In a purely material brain, the desires themselves will comprise material reactions generated by past events, and if these desires are what control your choices, then the "choice" is simply an inevitable reaction to events. But is a conscious desire or a want entirely definable in material terms? In our conscious awareness, we are aware of desires and reasons and possible consequences before we consciously invoke a choice. I am quite certain that in these circumstances it is not the desires themselves which invoke a choice - it is invoked by whatever comprises my conscious awareness, and given the identical circumstances I am free to invoke whatever I consciously choose. I make the choice - it is not made for me by past events. This is the reality perceived by every conscious human being. You can try to explain away this reality using our limited knowledge, but you can't remove it.
There have to be reasons why we make our decisions and these are the antecedents of our choices. If there are no reasons, the result has to be random. That is the only alternative. Whether decisions are arrived at consciously or unconsciously has no bearing on this logic. Even your soul idea cannot escape this logic,(unless you make it supernatural and beyond understanding, which is to say, you can say nothing about it at all, and your whole idea becomes simply a matter of your faith.) Your idea of freedom seems to fly in the face of this whereas my idea of freedom lies within this logic.

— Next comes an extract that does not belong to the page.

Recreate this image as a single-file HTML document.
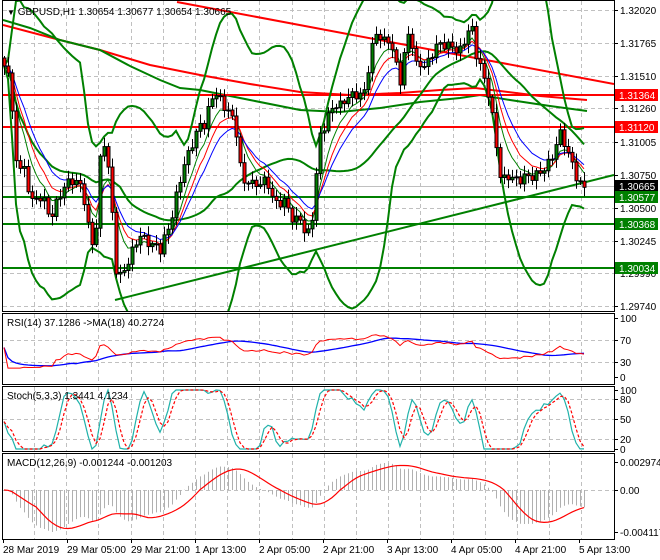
<!DOCTYPE html>
<html><head><meta charset="utf-8"><style>
html,body{margin:0;padding:0;background:#fff;width:660px;height:560px;overflow:hidden}
svg{display:block;font-family:"Liberation Sans",sans-serif;font-size:10px}
</style></head><body>
<svg id="s" width="660" height="560" xmlns="http://www.w3.org/2000/svg">
<defs>
<clipPath id="cm"><rect x="3" y="1" width="611" height="310"/></clipPath>
<clipPath id="cr"><rect x="3" y="314" width="611" height="70"/></clipPath>
<clipPath id="cs"><rect x="3" y="387" width="611" height="64"/></clipPath>
<clipPath id="cd"><rect x="3" y="454" width="611" height="85"/></clipPath>
</defs>
<g id="grid" stroke="#c0c0c0" stroke-dasharray="4,3" stroke-width="1"></g>
<g clip-path="url(#cm)">
<line x1="3" y1="186.5" x2="614" y2="186.5" stroke="#c0c0c0"/>
<polyline fill="none" stroke="#ff0000" stroke-width="2" points="3,25 60,40 100,50 150,65 200,75 250,84 300,92 350,95 400,93 440,90 475,88 500,91 540,96 587,100"/>
<polyline fill="none" stroke="#008000" stroke-width="2" points="3,20 30,28 60,40 100,50 130,66 160,80 180,88 200,90 250,100 300,110 340,112 380,108 420,102 460,98 480,95 510,100 550,106 587,111"/>
<line x1="177" y1="2" x2="614" y2="84" stroke="#ff0000" stroke-width="2"/>
<line x1="115" y1="300" x2="614" y2="175" stroke="#008000" stroke-width="2"/>
<line x1="3" y1="95" x2="614" y2="95" stroke="#ff0000" stroke-width="2"/>
<line x1="3" y1="127" x2="614" y2="127" stroke="#ff0000" stroke-width="2"/>
<line x1="3" y1="197" x2="614" y2="197" stroke="#008000" stroke-width="2"/>
<line x1="3" y1="224" x2="614" y2="224" stroke="#008000" stroke-width="2"/>
<line x1="3" y1="268" x2="614" y2="268" stroke="#008000" stroke-width="2"/>
<g id="bb"></g><g id="ma"></g><g id="cd2"></g>
</g>
<g clip-path="url(#cr)" id="rsi"></g>
<g clip-path="url(#cs)" id="sto"></g>
<g clip-path="url(#cd)" id="macd"></g>
<g fill="none" stroke="#000" stroke-width="1">
<rect x="2.5" y="0.5" width="612" height="311"/>
<rect x="2.5" y="313.5" width="612" height="71"/>
<rect x="2.5" y="386.5" width="612" height="65"/>
<rect x="2.5" y="453.5" width="612" height="86"/>
</g>
<text x="7" y="15"><tspan font-size="8">▼</tspan> GBPUSD,H1  1.30654 1.30677 1.30654 1.30665</text>
<text x="7" y="326">RSI(14) 37.1286  -&gt;MA(18) 40.2724</text>
<text x="7" y="399">Stoch(5,3,3) 1.3441 4.1234</text>
<text x="7" y="466">MACD(12,26,9) -0.001244 -0.001203</text>
<g id="axis"></g>
</svg>
<script>
var NS="http://www.w3.org/2000/svg";
function el(p,t,a,txt){var e=document.createElementNS(NS,t);for(var k in a)e.setAttribute(k,a[k]);if(txt!=null)e.textContent=txt;document.getElementById(p).appendChild(e);return e;}
for(var x=34;x<614;x+=32.2){el("grid","line",{x1:Math.round(x)+.5,y1:1,x2:Math.round(x)+.5,y2:311});el("grid","line",{x1:Math.round(x)+.5,y1:314,x2:Math.round(x)+.5,y2:384});el("grid","line",{x1:Math.round(x)+.5,y1:387,x2:Math.round(x)+.5,y2:451});el("grid","line",{x1:Math.round(x)+.5,y1:454,x2:Math.round(x)+.5,y2:539});}
[10,43,76,108,142,175,208,241,273,306].forEach(function(y){el("grid","line",{x1:3,y1:y+.5,x2:614,y2:y+.5});});
[340,362].forEach(function(y){el("grid","line",{x1:3,y1:y+.5,x2:614,y2:y+.5});});
[399,419,439].forEach(function(y){el("grid","line",{x1:3,y1:y+.5,x2:614,y2:y+.5});});
[490].forEach(function(y){el("grid","line",{x1:3,y1:y+.5,x2:614,y2:y+.5});});
var P=[[3,65],[8,70],[12,115],[15,150],[18,175],[22,160],[27,185],[32,200],[37,200],[42,195],[47,210],[50,220],[55,205],[60,195],[65,185],[70,180],[75,182],[80,185],[85,205],[90,240],[93,245],[97,220],[100,160],[103,140],[106,150],[110,185],[113,230],[116,270],[120,275],[125,270],[130,255],[135,245],[140,235],[145,240],[150,245],[155,245],[160,250],[165,235],[170,225],[175,200],[180,180],[185,160],[190,150],[195,135],[200,125],[205,125],[210,100],[215,95],[218,90],[222,110],[226,105],[230,115],[235,125],[240,165],[243,185],[248,180],[253,185],[258,185],[263,180],[268,185],[273,200],[278,205],[283,200],[287,205],[290,215],[295,225],[298,210],[303,230],[306,235],[310,230],[313,210],[316,175],[320,135],[325,125],[330,110],[335,105],[340,105],[345,100],[350,95],[355,95],[360,95],[365,90],[370,55],[375,35],[378,30],[382,45],[387,35],[390,50],[395,50],[398,95],[403,60],[408,35],[412,45],[416,65],[420,65],[425,65],[430,60],[435,45],[440,45],[445,45],[450,45],[455,50],[460,50],[465,40],[468,30],[472,30],[476,55],[480,65],[484,80],[487,90],[490,100],[495,140],[500,175],[505,180],[510,175],[515,180],[520,180],[525,175],[530,178],[535,175],[540,172],[545,168],[550,160],[555,150],[558,135],[562,130],[566,155],[570,155],[574,170],[578,185],[582,185],[587,186]];
function ip(x){for(var i=1;i<P.length;i++){if(x<=P[i][0]){var a=P[i-1],b=P[i];return a[1]+(b[1]-a[1])*(x-a[0])/(b[0]-a[0]);}}return P[P.length-1][1];}
var X=[],C=[],O=[],H=[],L=[];
for(var x=4,i=0;x<=587;x+=4,i++){X.push(x);var c=ip(x)+Math.sin(i*2.3)*4;C.push(c);O.push(i?C[i-1]:58);var w1=2+Math.abs(Math.sin(i*1.7))*7,w2=2+Math.abs(Math.cos(i*1.3))*7;H.push(Math.min(O[i],c)-w1);L.push(Math.max(O[i],c)+w2);}
var n=C.length;
function ema(a,p){var k=2/(p+1),r=[a[0]];for(var i=1;i<a.length;i++)r.push(r[i-1]+k*(a[i]-r[i-1]));return r;}
function sma(a,p){var r=[];for(var i=0;i<a.length;i++){var s=0,c=0;for(var j=Math.max(0,i-p+1);j<=i;j++){s+=a[j];c++;}r.push(s/c);}return r;}
function pl(g,xs,ys,st,w,da){var s="";for(var i=0;i<xs.length;i++)s+=xs[i].toFixed(1)+","+ys[i].toFixed(1)+" ";var a={points:s,fill:"none",stroke:st,"stroke-width":w};if(da)a["stroke-dasharray"]=da;el(g,"polyline",a);}
var m=sma(C,20),up=[],dn=[];for(var i=0;i<n;i++){var s=0,c=0;for(var j=Math.max(0,i-19);j<=i;j++){s+=(C[j]-m[i])*(C[j]-m[i]);c++;}var sd=Math.sqrt(s/c);up.push(m[i]-2.7*sd);dn.push(m[i]+2.7*sd);}
pl("bb",X,up,"#008000",2);pl("bb",X,dn,"#008000",2);pl("bb",X,sma(C,30),"#008000",2);
pl("ma",X,ema(C,6),"#008000",1);pl("ma",X,ema(C,9),"#ff0000",1);pl("ma",X,ema(C,13),"#0000ff",1);
for(var i=0;i<n;i++){var x=X[i];el("cd2","line",{x1:x+.5,y1:H[i],x2:x+.5,y2:L[i],stroke:"#000"});var t=Math.min(O[i],C[i]),b=Math.max(O[i],C[i]);el("cd2","rect",{x:x-1,y:t,width:3,height:Math.max(1,b-t),fill:C[i]<O[i]?"#008000":"#ff0000",stroke:"#000","stroke-width":1});}
var pr=C.map(function(v){return -v});var ag=0,al=0,R=[50];for(var i=1;i<n;i++){var d=pr[i]-pr[i-1];var g=d>0?d:0,l=d<0?-d:0;ag=(ag*13+g)/14;al=(al*13+l)/14;R.push(al==0?100:100-100/(1+ag/al));}
R=R.map(function(r){return 50+(r-50)*0.7});
var ry=function(v){return 377-v*0.59};
pl("rsi",X,sma(R,18).map(ry),"#0000ff",1.3);pl("rsi",X,R.map(ry),"#ff0000",1);
var K=[];for(var i=0;i<n;i++){var hh=1e9,ll=-1e9;for(var j=Math.max(0,i-4);j<=i;j++){hh=Math.min(hh,H[j]);ll=Math.max(ll,L[j]);}K.push((ll-C[i])/(ll-hh)*100);}
K=sma(K,3);K=K.map(function(v){return Math.max(0,Math.min(100,50+(v-50)*1.35))});var D=sma(K,3);var sy=function(v){return 449-v*0.59};
pl("sto",X,K.map(sy),"#20b2aa",1.2);pl("sto",X,D.map(sy),"#ff0000",1.2,"3,2");
var e12=ema(pr,12),e26=ema(pr,26),M=[];for(var i=0;i<n;i++)M.push(e12[i]-e26[i]);var S=sma(M,9);var mx=0,mn=0;M.forEach(function(v){mx=Math.max(mx,v);mn=Math.min(mn,v)});
var my=function(v){return v>=0?490-v*27/mx:490+v*(-42/mn)*(-1)};
for(var i=0;i<n;i++)el("macd","line",{x1:X[i]+.5,y1:490,x2:X[i]+.5,y2:my(M[i]),stroke:"#b0b0b0"});
pl("macd",X,S.map(my),"#ff0000",1.2);
[["1.32020",10],["1.31765",43],["1.31510",76],["1.31260",108],["1.31005",142],["1.30750",175],["1.30500",208],["1.30245",241],["1.29990",273],["1.29740",306],["100",318],["70",340],["30",362],["0",377],["100",390],["80",399],["50",419],["20",439],["0",449],["0.002974",462],["0.00",490],["-0.004117",532]].forEach(function(a){el("axis","line",{x1:614,y1:a[1]+.5,x2:618,y2:a[1]+.5,stroke:"#000"});el("axis","text",{x:620,y:a[1]+4},a[0]);});
[["1.31364",95,"#ff0000"],["1.31120",127,"#ff0000"],["1.30665",186,"#000"],["1.30577",197,"#008000"],["1.30368",224,"#008000"],["1.30034",268,"#008000"]].forEach(function(a){el("axis","rect",{x:615,y:a[1]-6,width:43,height:12,fill:a[2]});el("axis","text",{x:619,y:a[1]+4,fill:"#fff"},a[0]);});
[["28 Mar 2019",3],["29 Mar 05:00",67],["29 Mar 21:00",131],["1 Apr 13:00",195],["2 Apr 05:00",259],["2 Apr 21:00",323],["3 Apr 13:00",387],["4 Apr 05:00",451],["4 Apr 21:00",515],["5 Apr 13:00",579]].forEach(function(a){el("axis","line",{x1:a[1]+.5,y1:539,x2:a[1]+.5,y2:543,stroke:"#000"});el("axis","text",{x:a[1],y:553},a[0]);});
</script>
</body></html>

Julian Baggini put it, I think, rather well, in his book ''Freedom Regained, The Possibility of Free Will', when he said:
Thinking about the freedom of the artist should change how we see free will for everyone. First of all, artists help us to understand that to be free is for your choices to flow from you, whether they are entirely conscious or not. Second, to be free is to be able to generate highly personal outputs from the inputs of nature, nurture and society, not to be free from their influences, able to create from nothing. Free choices are ones where the individual contributes something indispensible to the choice, even if the ability to make that contribution is something that is in one sense simply the result of nature and all past experience - for what else could it be the result of? Third, to be free is to make choices in the knowledge that there are other options and without being forced or coerced one way or another. This can be the case even if, from a certain point of view, the choice you actually make is the only one you would ever have made in that situation.
Keep making the same assertions if you like, but personally I find them rather tedious because they don't enlighten, they simply repeat what has been a long running saga, where you signally failed to deal with the arguments and explanations that were produced.(If you want examples, I can easily provide some)
I was much more interested in trying to glean your evidence for the human soul idea at the beginning of this conversation until I sadly discovered that you really had nothing to offer, so, unless you come up with something fresh and interesting, I see no point in continuing this particular conversation.